Some of them are testing encoded & hashed IDs, adding an ID to the request even if the app didn’t ask for it, changing the request method, etc.
Also, IDOR and self-XSS combined can lead to stored XSS, increasing the impact of the IDOR.
Race Condition that could Result to RCE - (A story with an App that temporary stored an uploaded file within 2 seconds before moving it to Amazon S3)
@YoKoAcc, @JRs_Faisal and Tomi teamed up and found a whole bunch of bugs on a private program. They share multiple writeups that each explains different bugs.
This one is interesting because of the weird race condition. Here are my main takeaways:
They couldn’t find any flaws in the main file upload functionality. But the file edit functionality allowed them to change already uploaded files to any extension (including PHP!). Nice way to get unrestricted file upload…
So they could upload Web shells, but didn’t get RCE because uploaded files were moved to AWS after 2 seconds! And here is the weird part: for some reason, the request that modified the uploaded file was vulnerable to a race condition. By sending multiple requests, the server returned the file’s location (before it is moved to AWS). So in the short window where the file was still on the server, they got a reverse shell by requesting the file in a browser.
Not sure why this is happening, but it’s interesting to see a race condition help get RCE via file upload!
Most tools that help with XSS detection are limited because they rely on server response reflection.
The only other tool I’ve seen efficiently help with this was DOMinator Pro, but it was commercial and I can’t find it online anymore. So it is awesome to have a free open source alternative!
I really enjoyed reading this article. After 2 months of bug hunting, @Unknownuser1806 shares 6 problems he faced and how he solved them.

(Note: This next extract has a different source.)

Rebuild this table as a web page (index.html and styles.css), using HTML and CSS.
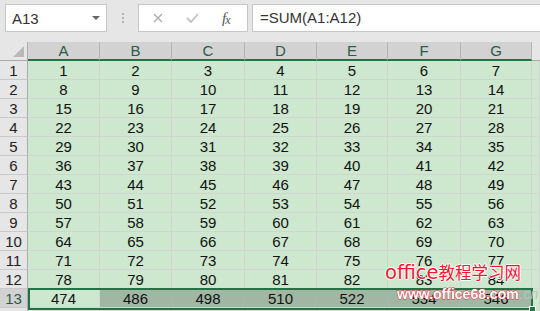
FILE: index.html
```html
<!DOCTYPE html>
<html lang="zh-CN">
<head>
<meta charset="utf-8">
<title>SUM</title>
<link rel="stylesheet" href="styles.css">
</head>
<body>
<div class="toolbar">
  <div class="namebox">
    <span class="name">A13</span>
    <span class="caret"></span>
  </div>
  <div class="grip"><i></i><i></i><i></i></div>
  <div class="fxbtns">
    <svg class="btn-x" width="10" height="10" viewBox="0 0 10 10"><path d="M1 1L9 9M9 1L1 9" stroke="#adadad" stroke-width="1.4" fill="none"/></svg>
    <svg class="btn-ok" width="13" height="10" viewBox="0 0 13 10"><path d="M1 5L5 9L12 1" stroke="#c2c2c2" stroke-width="1.8" fill="none"/></svg>
    <span class="fx">f<span class="fx-x">x</span></span>
  </div>
  <div class="formula">=SUM(A1:A12)</div>
</div>

<div class="sheet">
  <div class="grid" id="grid"></div>
  <div class="selection"><span class="handle"></span></div>
  <div class="mark">
    <div class="mark-title">office<span class="cjk">教程学习网</span></div>
    <div class="mark-url">www.office68.com<span class="mark-cn">.cn</span></div>
  </div>
</div>

<script src="app.js"></script>
</body>
</html>
```

FILE: app.js
```js
// Build the worksheet: column headers, 13 numbered rows and the top of row 14.
(function () {
  var grid = document.getElementById('grid');
  var cols = ['A', 'B', 'C', 'D', 'E', 'F', 'G'];

  function cell(cls, text) {
    var d = document.createElement('div');
    d.className = cls;
    if (text !== undefined) d.textContent = text;
    grid.appendChild(d);
  }

  // header row
  cell('corner');
  cols.forEach(function (c) { cell('colhead', c); });
  cell('colhead colhead-off');

  // data rows 1..12: value = 7*(row-1)+col
  for (var r = 1; r <= 12; r++) {
    cell('rowhead', String(r));
    for (var c = 1; c <= 7; c++) cell('c', String(7 * (r - 1) + c));
    cell('c');
  }

  // totals row
  cell('rowhead rowhead-on', '13');
  for (var k = 1; k <= 7; k++) {
    cell(k === 1 ? 'c' : 'c c-sel', String(462 + 12 * k));
  }
  cell('c');

  // top edge of row 14
  cell('rowhead');
  for (var m = 0; m < 8; m++) cell('c');
})();
```

FILE: styles.css
```css
* { box-sizing: border-box; }

html, body {
  margin: 0;
  padding: 0;
}

body {
  width: 540px;
  height: 311px;
  overflow: hidden;
  background: #e6e6e6;
  font-family: "Liberation Sans", Arial, sans-serif;
  color: #111;
}

/* ---------- formula toolbar ---------- */
.toolbar {
  display: flex;
  align-items: flex-start;
  height: 42px;
  padding: 4px 0 0 5px;
}

.namebox {
  position: relative;
  width: 102px;
  height: 28px;
  background: #fff;
  border: 1px solid #c6c6c6;
  display: flex;
  align-items: center;
  padding-left: 6px;
}

.name {
  font-size: 15px;
  color: #333;
}

.caret {
  margin-left: auto;
  margin-right: 6px;
  width: 0;
  height: 0;
  border-left: 4px solid transparent;
  border-right: 4px solid transparent;
  border-top: 4px solid #666;
}

.grip {
  width: 31px;
  height: 28px;
  display: flex;
  flex-direction: column;
  align-items: center;
  justify-content: center;
  gap: 2px;
}

.grip i {
  display: block;
  width: 2px;
  height: 2px;
  background: #b4b4b4;
}

.fxbtns {
  width: 110px;
  height: 28px;
  background: #fff;
  border: 1px solid #c6c6c6;
  display: flex;
  align-items: center;
  padding-left: 14px;
}

.btn-x { margin-right: 23px; }
.btn-ok { margin-right: 23px; }

.fx {
  font-family: "Liberation Serif", "Times New Roman", serif;
  font-style: italic;
  font-size: 15px;
  color: #555;
  letter-spacing: -1px;
}

.fx-x {
  font-size: 12px;
  position: relative;
  top: 1px;
}

.formula {
  margin-left: 4px;
  flex: 1;
  height: 28px;
  background: #fff;
  border: 1px solid #c6c6c6;
  border-right: none;
  font-size: 15px;
  color: #333;
  padding-left: 7px;
  line-height: 26px;
}

/* ---------- worksheet ---------- */
.sheet {
  position: relative;
  height: 269px;
  overflow: hidden;
}

.grid {
  display: grid;
  grid-template-columns: 28px 72px 72px 73px 72px 71px 73px 71px 1fr;
  grid-auto-rows: 19px;
}

.corner {
  position: relative;
  background: #e6e6e6;
  border-right: 1px solid #ababab;
  border-bottom: 1px solid #ababab;
}

.corner::after {
  content: "";
  position: absolute;
  right: 3px;
  bottom: 3px;
  width: 0;
  height: 0;
  border-left: 11px solid transparent;
  border-bottom: 11px solid #b9b9b9;
}

.colhead {
  background: #d2d2d2;
  border-right: 1px solid #b6b6b6;
  border-bottom: 2px solid #217346;
  text-align: center;
  font-size: 15px;
  line-height: 17px;
  color: #2c5a46;
}

.colhead-off {
  background: #e6e6e6;
  border-bottom: 1px solid #ababab;
  border-right: none;
}

.rowhead {
  background: #e6e6e6;
  border-right: 1px solid #ababab;
  border-bottom: 1px solid #c9c9c9;
  text-align: center;
  font-size: 15px;
  line-height: 20px;
  color: #222;
}

.rowhead-on {
  background: #d2d2d2;
  color: #2c5a46;
}

.c {
  background: #cde8cf;
  border-right: 1px solid #d1d6d1;
  border-bottom: 1px solid #d1d6d1;
  text-align: center;
  font-size: 15px;
  line-height: 20px;
  color: #111;
}

.c-sel {
  background: #a1b7a3;
  border-right-color: #a9b4aa;
}

/* selected range A13:G13 */
.selection {
  position: absolute;
  left: 28px;
  top: 246px;
  width: 505px;
  height: 22px;
  border: 2px solid #217346;
  pointer-events: none;
}

.handle {
  position: absolute;
  right: -5px;
  bottom: -5px;
  width: 7px;
  height: 7px;
  background: #217346;
  border: 1px solid #fff;
}

/* site stamp in the lower right corner */
.mark {
  position: absolute;
  left: 385px;
  top: 218px;
  pointer-events: none;
}

.mark-title {
  font-family: "DejaVu Sans", sans-serif;
  font-size: 19.5px;
  line-height: 24px;
  color: #f3172f;
  text-shadow: 1px 0 0 #fff, -1px 0 0 #fff, 0 1px 0 #fff, 0 -1px 0 #fff;
  white-space: nowrap;
}

.cjk {
  font-family: "Noto Sans CJK SC", sans-serif;
  font-size: 16.5px;
}

.mark-url {
  margin: 1px 0 0 12px;
  font-family: "Liberation Sans", Arial, sans-serif;
  font-weight: bold;
  font-size: 14px;
  line-height: 16px;
  color: #fff;
  -webkit-text-stroke: 0.9px #ec1730;
  paint-order: stroke fill;
  white-space: nowrap;
}

.mark-cn {
  margin-left: 1px;
  font-style: italic;
  font-weight: normal;
  color: #b9c4ba;
  -webkit-text-stroke: 0;
}
```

They revolve around productivity and mental health. I feel that we can easily lose sight of these topics when we get engrossed in hacking. Burnout is never that far… So the refresher is great! It’s also nice to see the specific tools a fellow bug hunter found helpful: Engross App, Habitica, Evernote/Diary, Morning habits, meditation & exercise.
- While registering account there’s no fields like address or about me, but they’re exist on the page where you can edit your info after registering account. Try to add them while registering another account and paste payloads in values, this can bypass (XSS/injection) protection
There’s not much to comment here, the tips are self-explanatory.
I’ve never encountered these ideas before and think they’re worth adding to any Web testing methodology!
See more writeups on The list of bug bounty writeups.
We created a collection of our favorite pentest & bug bounty related tweets shared this past week. You’re welcome to read them directly on Twitter: Tweets from 09/13/2019 to 09/20/2019.
Have a nice week folks!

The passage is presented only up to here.